December 3, 2003
By Walter Olson
Leave it to Californians to pass an anti-spam law that could ruin e-mail for the rest of us. New legislation -- signed into law two months ago by Gray Davis and set to take effect Jan. 1 -- would load punitive burdens on businesses not just in the Golden State but across the country, while shutting down uses of e-mail that are in fact welcome to most recipients. It would also unleash bounty-hunting lawyers who'd concentrate their efforts not on the fly-by-night spam operations that clog most inboxes, but on extracting money from legitimate concerns that weren't intending to break any law.
The trouble with the California law starts with its broad definition of spam. Most unwanted bulk e-mail is sent blindly to thousands, even millions of recipients. Amazingly, California lawmakers set no threshold at all: They explicitly contemplate liability for "a single transmission or delivery to a single recipient." (Think twice before sending an e-mail to someone whose business card you picked up at a convention.)
The only lawful messages would be those in which the recipient had either requested e-mail regarding goods and services, or had a pre-existing business relationship with the sender. Permission given to one sender would probably not be transferable to others, even if the address-holder intended to give broad consent at the time. The result would be to shut down sharing of what is known as "permission-based" e-mail lists between marketers, no matter how willingly consumers had given such permissions.
Other legal traps aren't hard to find. Online publications include a button inviting visitors to "Send this story to a friend." But this would very likely violate the new California law, because even if the friend has a pre-existing relationship with the recipient, the publication, whose server will be used to send the message, doesn't.
What lends urgency to these speculations is the harsh penalty: $1,000 per errant e-mail, payable to individual complainants. There's a million-dollar ceiling per "incident," but each transmission not containing "substantially similar content" would count as a separate incident.

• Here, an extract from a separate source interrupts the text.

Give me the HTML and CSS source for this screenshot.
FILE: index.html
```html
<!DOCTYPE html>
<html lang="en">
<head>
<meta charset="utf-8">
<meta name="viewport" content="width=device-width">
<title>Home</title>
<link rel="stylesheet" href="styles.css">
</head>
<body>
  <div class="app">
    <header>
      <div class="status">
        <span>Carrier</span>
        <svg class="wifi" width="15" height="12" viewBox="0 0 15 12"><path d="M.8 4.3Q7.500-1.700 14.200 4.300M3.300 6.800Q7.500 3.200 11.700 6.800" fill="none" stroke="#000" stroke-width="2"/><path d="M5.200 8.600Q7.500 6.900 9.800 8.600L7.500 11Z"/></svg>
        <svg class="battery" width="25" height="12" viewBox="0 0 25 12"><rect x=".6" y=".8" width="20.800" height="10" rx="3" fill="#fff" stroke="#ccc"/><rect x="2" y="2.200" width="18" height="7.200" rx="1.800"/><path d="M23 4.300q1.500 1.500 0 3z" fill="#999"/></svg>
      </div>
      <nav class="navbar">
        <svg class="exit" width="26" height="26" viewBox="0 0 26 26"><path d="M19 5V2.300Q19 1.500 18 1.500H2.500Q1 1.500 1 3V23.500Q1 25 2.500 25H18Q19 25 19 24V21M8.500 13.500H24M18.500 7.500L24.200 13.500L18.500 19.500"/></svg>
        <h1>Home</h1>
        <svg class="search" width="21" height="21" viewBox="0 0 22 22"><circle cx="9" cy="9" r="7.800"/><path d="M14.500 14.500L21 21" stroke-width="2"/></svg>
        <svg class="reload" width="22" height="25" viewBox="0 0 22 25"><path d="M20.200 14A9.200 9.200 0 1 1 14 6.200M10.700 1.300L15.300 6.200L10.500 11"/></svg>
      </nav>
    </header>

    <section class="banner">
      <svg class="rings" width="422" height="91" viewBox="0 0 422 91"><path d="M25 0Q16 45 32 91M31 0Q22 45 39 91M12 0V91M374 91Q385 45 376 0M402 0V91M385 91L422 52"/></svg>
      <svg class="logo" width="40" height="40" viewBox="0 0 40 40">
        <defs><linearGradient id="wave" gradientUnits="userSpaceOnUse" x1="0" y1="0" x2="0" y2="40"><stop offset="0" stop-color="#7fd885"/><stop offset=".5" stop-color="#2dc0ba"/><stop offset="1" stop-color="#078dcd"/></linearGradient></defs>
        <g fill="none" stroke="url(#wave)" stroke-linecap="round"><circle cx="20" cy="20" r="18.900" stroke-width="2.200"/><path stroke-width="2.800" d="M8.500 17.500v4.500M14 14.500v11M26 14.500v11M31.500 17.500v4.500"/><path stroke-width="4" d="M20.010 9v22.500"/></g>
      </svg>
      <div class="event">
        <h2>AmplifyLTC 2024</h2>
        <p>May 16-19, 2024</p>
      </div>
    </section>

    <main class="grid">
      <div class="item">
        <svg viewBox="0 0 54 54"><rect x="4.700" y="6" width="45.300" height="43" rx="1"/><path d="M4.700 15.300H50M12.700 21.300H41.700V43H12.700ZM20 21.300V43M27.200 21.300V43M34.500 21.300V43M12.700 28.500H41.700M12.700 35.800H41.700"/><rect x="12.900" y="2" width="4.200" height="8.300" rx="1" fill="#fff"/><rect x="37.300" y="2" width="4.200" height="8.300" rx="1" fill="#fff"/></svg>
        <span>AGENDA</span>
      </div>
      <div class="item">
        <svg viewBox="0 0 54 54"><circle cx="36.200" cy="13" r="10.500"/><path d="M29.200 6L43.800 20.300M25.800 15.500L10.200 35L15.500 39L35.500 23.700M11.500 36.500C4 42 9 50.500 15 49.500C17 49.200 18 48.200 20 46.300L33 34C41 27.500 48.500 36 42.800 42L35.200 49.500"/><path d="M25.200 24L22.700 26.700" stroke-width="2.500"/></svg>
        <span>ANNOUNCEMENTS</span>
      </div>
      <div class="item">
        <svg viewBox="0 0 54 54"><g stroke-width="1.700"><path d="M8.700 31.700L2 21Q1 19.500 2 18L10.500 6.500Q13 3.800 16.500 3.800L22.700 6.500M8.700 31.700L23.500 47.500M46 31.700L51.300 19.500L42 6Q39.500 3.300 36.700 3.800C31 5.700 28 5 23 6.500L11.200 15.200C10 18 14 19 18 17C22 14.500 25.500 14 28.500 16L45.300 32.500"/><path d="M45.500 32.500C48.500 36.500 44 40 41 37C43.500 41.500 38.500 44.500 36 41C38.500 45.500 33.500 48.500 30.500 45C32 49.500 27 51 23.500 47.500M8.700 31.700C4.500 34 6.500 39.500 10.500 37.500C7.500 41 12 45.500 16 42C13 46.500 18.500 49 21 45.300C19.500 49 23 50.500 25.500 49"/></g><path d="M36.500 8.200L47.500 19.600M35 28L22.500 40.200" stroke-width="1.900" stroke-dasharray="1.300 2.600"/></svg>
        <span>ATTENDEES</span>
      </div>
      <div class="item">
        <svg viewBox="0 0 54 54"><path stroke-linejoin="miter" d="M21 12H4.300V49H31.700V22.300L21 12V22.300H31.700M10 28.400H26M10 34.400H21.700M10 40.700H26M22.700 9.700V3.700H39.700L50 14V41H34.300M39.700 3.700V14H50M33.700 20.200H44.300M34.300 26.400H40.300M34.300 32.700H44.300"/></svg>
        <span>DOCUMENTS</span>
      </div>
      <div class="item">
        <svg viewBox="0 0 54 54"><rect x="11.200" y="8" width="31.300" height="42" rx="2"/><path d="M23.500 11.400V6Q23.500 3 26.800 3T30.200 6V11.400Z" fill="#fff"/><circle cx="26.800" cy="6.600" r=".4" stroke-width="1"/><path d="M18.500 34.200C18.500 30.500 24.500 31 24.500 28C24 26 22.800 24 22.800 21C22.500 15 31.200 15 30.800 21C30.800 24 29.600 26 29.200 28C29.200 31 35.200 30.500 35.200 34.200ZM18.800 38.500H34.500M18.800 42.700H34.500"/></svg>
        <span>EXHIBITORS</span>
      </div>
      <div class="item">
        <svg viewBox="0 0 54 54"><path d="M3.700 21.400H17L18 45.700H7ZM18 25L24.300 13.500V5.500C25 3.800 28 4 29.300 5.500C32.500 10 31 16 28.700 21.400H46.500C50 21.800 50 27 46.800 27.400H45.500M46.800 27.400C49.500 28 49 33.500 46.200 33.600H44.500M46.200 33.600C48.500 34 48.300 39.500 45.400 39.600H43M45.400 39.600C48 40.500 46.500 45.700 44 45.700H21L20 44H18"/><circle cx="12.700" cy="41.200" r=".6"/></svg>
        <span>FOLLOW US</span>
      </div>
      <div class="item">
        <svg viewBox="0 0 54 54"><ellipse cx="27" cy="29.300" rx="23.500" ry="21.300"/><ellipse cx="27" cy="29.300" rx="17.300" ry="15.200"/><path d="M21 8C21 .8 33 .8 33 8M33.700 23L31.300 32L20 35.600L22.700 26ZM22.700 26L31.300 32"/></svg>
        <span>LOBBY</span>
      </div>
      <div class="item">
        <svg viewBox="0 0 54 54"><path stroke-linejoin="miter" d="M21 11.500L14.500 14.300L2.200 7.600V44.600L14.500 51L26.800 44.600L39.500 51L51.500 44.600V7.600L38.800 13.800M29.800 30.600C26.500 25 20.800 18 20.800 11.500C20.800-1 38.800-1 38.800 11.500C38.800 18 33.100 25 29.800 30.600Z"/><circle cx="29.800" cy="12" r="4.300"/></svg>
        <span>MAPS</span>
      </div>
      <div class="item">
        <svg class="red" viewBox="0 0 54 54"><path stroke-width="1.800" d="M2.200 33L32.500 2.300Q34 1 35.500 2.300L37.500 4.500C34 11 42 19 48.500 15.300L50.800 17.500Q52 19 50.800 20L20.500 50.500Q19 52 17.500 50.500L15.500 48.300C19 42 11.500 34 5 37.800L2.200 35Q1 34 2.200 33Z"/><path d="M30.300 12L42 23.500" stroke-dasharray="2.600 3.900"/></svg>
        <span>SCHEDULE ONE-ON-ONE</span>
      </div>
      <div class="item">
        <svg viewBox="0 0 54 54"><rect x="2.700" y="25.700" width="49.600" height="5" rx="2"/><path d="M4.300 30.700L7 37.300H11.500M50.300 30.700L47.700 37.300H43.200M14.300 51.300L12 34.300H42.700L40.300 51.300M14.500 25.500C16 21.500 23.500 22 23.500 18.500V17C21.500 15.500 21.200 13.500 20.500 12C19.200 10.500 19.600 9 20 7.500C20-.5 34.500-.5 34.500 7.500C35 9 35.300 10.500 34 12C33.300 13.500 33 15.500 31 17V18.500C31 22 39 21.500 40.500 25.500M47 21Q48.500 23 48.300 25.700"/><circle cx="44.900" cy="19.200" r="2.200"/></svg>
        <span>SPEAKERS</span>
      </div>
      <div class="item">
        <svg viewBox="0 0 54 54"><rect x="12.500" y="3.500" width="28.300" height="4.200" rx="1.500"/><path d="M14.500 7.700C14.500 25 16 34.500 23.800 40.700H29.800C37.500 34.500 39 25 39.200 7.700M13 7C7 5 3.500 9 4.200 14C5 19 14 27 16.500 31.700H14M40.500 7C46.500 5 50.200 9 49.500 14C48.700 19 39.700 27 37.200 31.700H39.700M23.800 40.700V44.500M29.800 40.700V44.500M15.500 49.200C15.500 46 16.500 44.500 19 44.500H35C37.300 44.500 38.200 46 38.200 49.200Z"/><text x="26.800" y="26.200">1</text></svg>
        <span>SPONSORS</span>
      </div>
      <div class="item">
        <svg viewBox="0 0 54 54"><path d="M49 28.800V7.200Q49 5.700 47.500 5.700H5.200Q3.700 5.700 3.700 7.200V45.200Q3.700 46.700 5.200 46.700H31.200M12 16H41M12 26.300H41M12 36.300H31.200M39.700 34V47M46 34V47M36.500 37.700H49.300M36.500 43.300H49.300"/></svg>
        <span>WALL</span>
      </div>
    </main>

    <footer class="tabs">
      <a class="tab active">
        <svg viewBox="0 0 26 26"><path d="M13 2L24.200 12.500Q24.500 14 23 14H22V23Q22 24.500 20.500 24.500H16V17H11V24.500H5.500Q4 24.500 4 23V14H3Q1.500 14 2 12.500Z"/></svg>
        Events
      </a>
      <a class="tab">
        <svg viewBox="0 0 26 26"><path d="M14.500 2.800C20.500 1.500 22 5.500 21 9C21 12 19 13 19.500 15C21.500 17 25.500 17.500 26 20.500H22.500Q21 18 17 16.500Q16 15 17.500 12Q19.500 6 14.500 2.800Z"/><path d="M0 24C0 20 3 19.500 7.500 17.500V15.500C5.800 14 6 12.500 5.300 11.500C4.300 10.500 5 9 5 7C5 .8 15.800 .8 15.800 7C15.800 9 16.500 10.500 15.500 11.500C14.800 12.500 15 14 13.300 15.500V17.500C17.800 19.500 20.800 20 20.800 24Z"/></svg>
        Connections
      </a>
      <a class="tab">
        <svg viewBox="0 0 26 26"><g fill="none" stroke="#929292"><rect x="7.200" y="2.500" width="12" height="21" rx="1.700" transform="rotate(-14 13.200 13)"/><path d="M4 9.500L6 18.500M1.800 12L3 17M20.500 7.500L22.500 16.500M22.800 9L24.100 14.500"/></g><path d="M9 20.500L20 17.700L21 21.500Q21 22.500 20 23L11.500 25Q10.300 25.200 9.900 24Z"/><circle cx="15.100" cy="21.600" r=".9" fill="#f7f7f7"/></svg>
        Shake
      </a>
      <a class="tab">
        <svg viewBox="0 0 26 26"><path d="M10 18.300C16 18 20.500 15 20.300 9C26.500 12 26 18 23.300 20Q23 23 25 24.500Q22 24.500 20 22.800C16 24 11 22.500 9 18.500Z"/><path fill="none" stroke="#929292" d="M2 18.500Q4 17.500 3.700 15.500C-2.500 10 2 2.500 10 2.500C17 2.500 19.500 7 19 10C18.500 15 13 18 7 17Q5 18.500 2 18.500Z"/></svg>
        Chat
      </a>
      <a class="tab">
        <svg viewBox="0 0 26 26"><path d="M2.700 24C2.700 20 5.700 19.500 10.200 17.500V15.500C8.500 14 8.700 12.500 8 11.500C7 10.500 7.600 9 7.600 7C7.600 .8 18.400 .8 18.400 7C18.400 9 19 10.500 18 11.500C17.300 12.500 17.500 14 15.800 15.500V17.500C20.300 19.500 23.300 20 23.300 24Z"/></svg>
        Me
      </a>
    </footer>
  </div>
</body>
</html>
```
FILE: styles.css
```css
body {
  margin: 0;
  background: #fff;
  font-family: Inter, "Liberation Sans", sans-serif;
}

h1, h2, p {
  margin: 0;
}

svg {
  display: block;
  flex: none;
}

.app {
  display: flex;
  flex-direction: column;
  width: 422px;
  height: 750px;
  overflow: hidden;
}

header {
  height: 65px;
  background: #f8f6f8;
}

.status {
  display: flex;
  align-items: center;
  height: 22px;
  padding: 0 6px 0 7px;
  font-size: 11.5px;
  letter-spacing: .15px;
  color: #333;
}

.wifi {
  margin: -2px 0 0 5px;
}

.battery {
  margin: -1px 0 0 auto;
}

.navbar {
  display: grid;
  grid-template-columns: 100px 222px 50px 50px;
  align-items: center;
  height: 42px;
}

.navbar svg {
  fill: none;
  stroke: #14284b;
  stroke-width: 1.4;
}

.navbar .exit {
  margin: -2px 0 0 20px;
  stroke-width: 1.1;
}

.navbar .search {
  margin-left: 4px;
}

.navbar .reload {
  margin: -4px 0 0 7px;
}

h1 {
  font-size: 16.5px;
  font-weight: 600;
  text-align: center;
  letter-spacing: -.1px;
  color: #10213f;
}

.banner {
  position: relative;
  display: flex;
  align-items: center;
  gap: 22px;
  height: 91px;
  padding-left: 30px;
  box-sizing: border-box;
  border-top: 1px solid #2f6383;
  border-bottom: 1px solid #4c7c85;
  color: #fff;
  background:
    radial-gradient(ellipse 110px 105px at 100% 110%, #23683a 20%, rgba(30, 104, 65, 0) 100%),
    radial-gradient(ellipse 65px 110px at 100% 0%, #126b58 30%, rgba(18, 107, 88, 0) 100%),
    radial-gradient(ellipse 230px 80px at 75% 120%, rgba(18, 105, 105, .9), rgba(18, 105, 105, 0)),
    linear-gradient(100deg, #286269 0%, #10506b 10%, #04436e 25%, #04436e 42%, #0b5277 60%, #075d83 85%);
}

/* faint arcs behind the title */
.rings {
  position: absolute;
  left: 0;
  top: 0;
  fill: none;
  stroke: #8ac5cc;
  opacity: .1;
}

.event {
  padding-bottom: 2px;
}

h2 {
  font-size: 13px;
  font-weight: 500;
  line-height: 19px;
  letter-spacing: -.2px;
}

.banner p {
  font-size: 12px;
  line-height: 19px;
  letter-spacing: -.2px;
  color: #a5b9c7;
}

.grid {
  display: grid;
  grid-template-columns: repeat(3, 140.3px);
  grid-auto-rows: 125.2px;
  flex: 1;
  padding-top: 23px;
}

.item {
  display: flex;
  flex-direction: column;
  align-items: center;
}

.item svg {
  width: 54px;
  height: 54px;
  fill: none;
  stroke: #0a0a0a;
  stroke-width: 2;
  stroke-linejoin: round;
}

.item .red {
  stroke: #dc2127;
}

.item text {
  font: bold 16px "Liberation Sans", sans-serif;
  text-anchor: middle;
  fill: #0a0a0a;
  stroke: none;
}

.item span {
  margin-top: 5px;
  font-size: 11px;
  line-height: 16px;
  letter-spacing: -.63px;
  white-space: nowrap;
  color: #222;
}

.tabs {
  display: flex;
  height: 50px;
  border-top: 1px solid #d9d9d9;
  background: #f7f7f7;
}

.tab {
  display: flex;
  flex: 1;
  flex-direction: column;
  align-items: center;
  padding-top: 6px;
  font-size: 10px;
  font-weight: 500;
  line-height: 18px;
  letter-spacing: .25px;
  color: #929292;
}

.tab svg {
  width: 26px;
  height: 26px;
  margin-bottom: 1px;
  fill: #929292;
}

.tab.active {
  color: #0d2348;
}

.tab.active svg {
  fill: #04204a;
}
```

So a year's worth of a weekly newsletter would expose a company to $52 million in possible liability, even if no actual recipients had complained. Entrepreneurial lawyers, with which California is well supplied, would be sure to demand class-action status on behalf of all recipients whom a mailer couldn't prove had given exactly the right kind of consent.
The consequences of the law can't be confined within California's borders. There's no way to pick through a list of Hotmail addresses to pick out which ones are used by California residents, accessed from California computers, or billed to a California mailing address -- each of these a category covered by the law. Even relatively small businesses elsewhere in the U.S. would run into liability in California courts.

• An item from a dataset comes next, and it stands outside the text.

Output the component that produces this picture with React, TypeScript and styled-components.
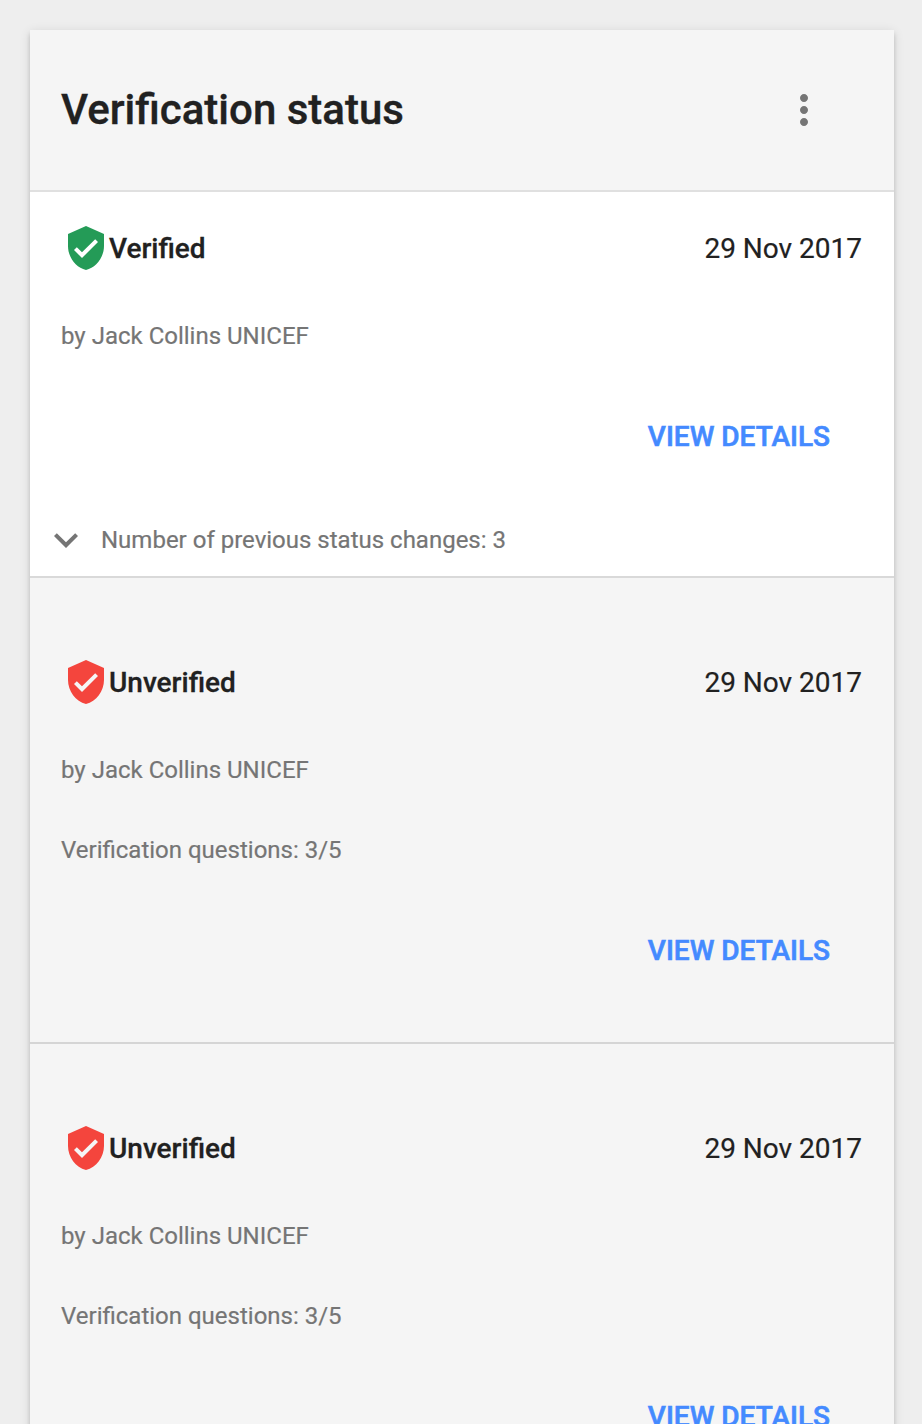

There is, however, a way around the California law. The "CAN-SPAM" Act, expected to land soon on the president's desk, would override anti-spam laws now in effect in 37 states, including California's. Anti-spam activists complain that CAN-SPAM doesn't ban unsolicited commercial e-mail as such, and reserves enforcement for public agencies and Internet service providers rather than giving individual e-mail users a right to sue. But one need only consider the litigation resulting from 50 different anti-spam laws in 50 different states to realize that a federal law is required.
Mr. Olson, senior fellow at the Manhattan Institute, is author of "The Rule of Lawyers," new from St. Martin's. He edits Overlawyered.com.